FP黒田尚子のがんとライフプラン 5

〝おひとりさま〟のがんに対する備えをどう考えたら良いか?

黒田尚子●ファイナンシャル・プランナー
発行:2014年7月
更新:2015年10月

  

くろだ なおこ 1992年大学卒業後、大手シンクタンク勤務中にFPの資格を取得。98年にFPとして独立後、個人に対するコンサルティング業務のかたわら、雑誌への執筆、講演活動などを行っている。乳がん体験者コーディネーター

少子化、高齢化、非婚化等の影響で、今や全世帯に占める単身世帯〝おひとりさま〟の割合は3割を超え、今後も増加傾向にあります。お金も時間も自由に使えて、優雅な独身生活を満喫している間はいいでしょう。ところが、がんと告知されると状況が一変。家族や親族など、誰も頼る人がいないときはどうしたら良いのでしょうか?


おそらく〝おひとりさま〟のがん患者が最初の問題に直面するのは、治療のため入院や手術の際の病院から提出を求められる同意書のサインかもしれません。保証人の欄に家族や親族などの名前を記入するのが通常ですが、〝おひとりさま〟は適当な人が身近にいないこともあります。

家族や親族のサインというのは、入院費や治療費の未払いリスクや、治療に失敗した場合の訴訟リスク等を軽減するため、あるいは患者が亡くなった場合の引き取り等におけるトラブルを避けるためのものです。

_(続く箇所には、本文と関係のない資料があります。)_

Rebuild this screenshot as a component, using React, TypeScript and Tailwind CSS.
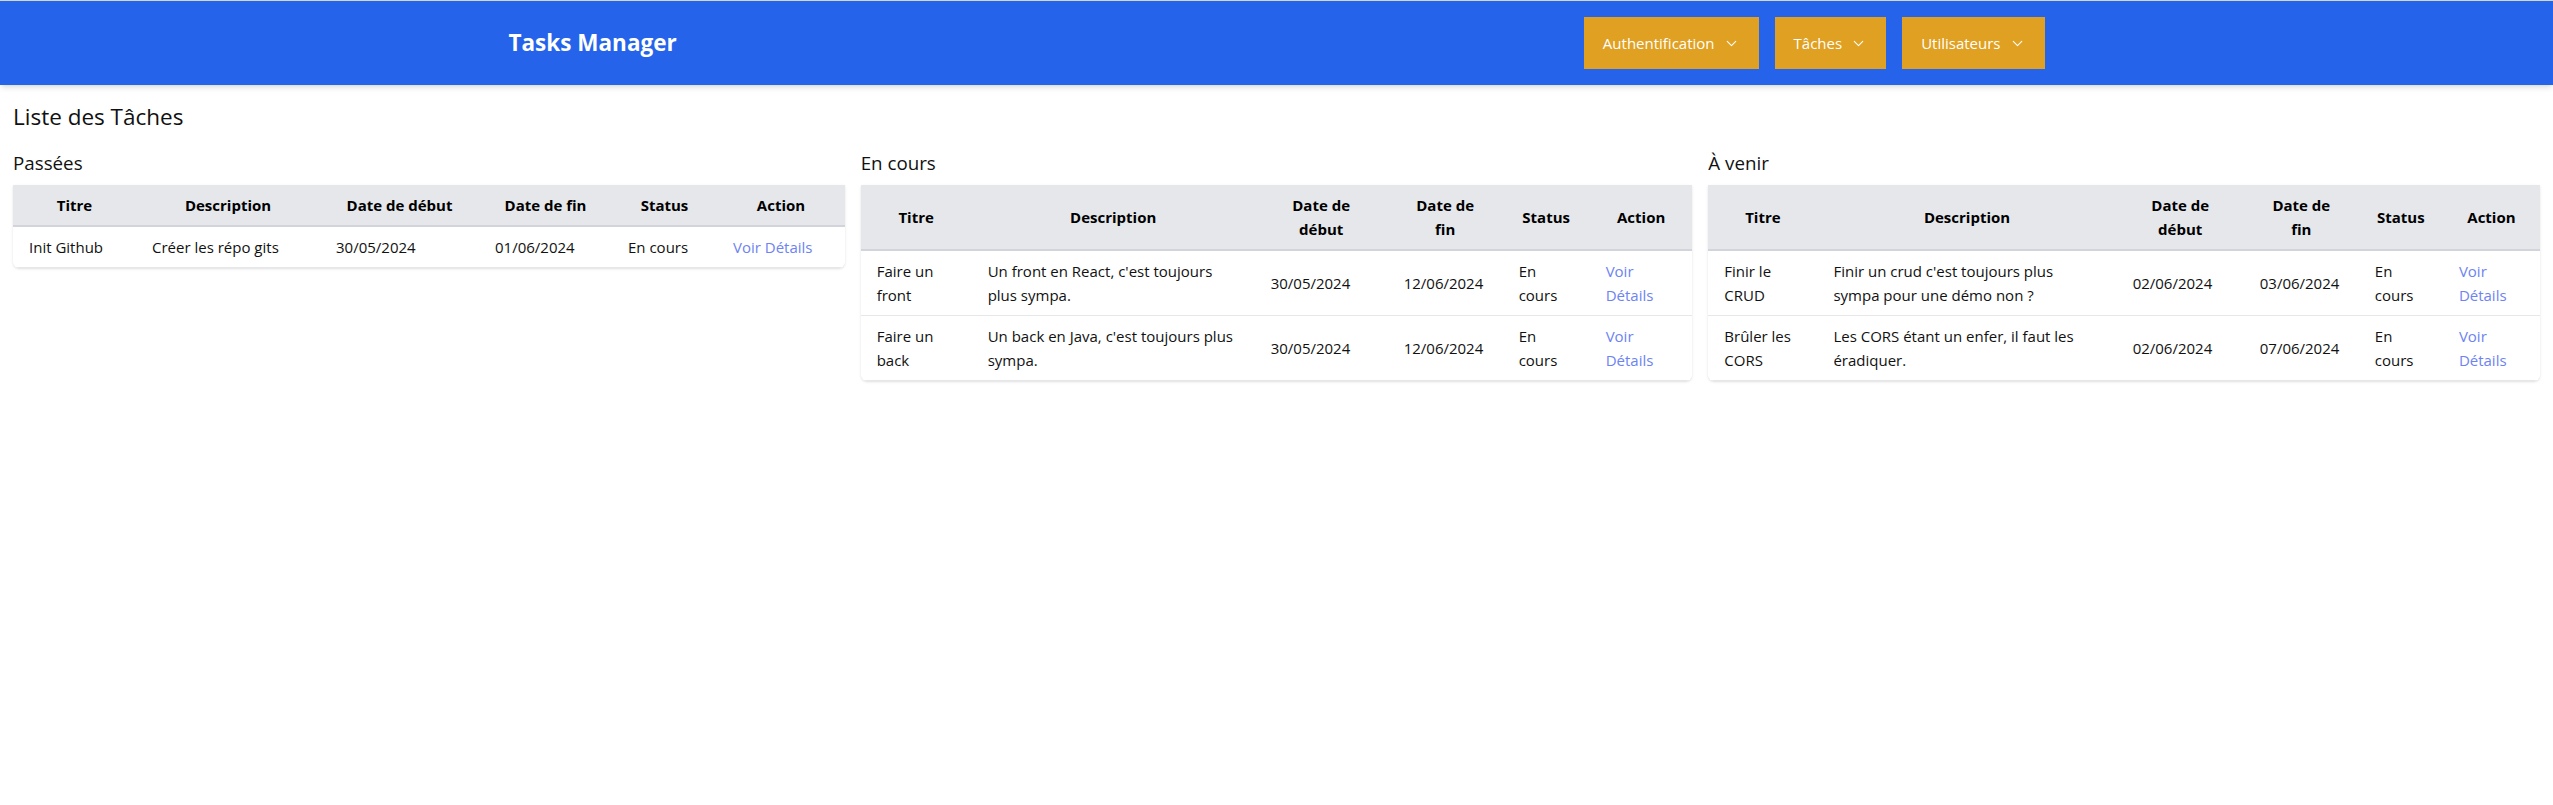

また、全て自分中心に考える米国と違って、日本人は家族とのつながりを重視してきたという文化的な背景からか、病院側も症状や治療方針の説明など家族重視の対応を行っているという実情があります。

私自身も20代後半に子宮筋腫核摘出手術を受けた際には、同居家族がいない典型的な〝おひとりさま〟でした。そのため同意書のサインは、当時勤務していた上司にお願いし、治療の説明はすべて自分1人で受けました。

ただし、がんの場合は仕事や医療費、後遺症など、治療後も長期にわたって再発の不安を抱えながら、がんと向き合っていかなければなりません。そんなときに、患者にとって不安な気持ちを受け止め、アドバイスや傾聴してくれる身近な人の存在は大きな支えになります。

そのためにも、日頃から友人・知人とコミュニケーションを取ることを心がけ、同意書のサインも含め、身の回りのことを気軽に頼める人間関係作りを意識的に作っておくのです。

■おひとりさまのがん対策

❶がんに罹患しにくい生活を心掛ける(喫煙、食事、飲酒、運動など)
❷かかりつけ医を持ち、定期的に適切ながん検診等を受ける
❸家族や友人・知人、同僚、ご近所とのコミュニケーションを円滑にしておく
❹緊急時の医療情報セット(病歴、保険証(写)、お薬手帳(写)、緊急時の連絡先)を準備しておく
❺経済的備えをしておく(預貯金+がん保険・医療保険・所得補償保険など)
❻経済的なことも含めた悩みを相談・解決できる先を見つけておく

上記の〝おひとりさま〟のがんになった場合の備え方のポイントの一覧も参考にしてみてください。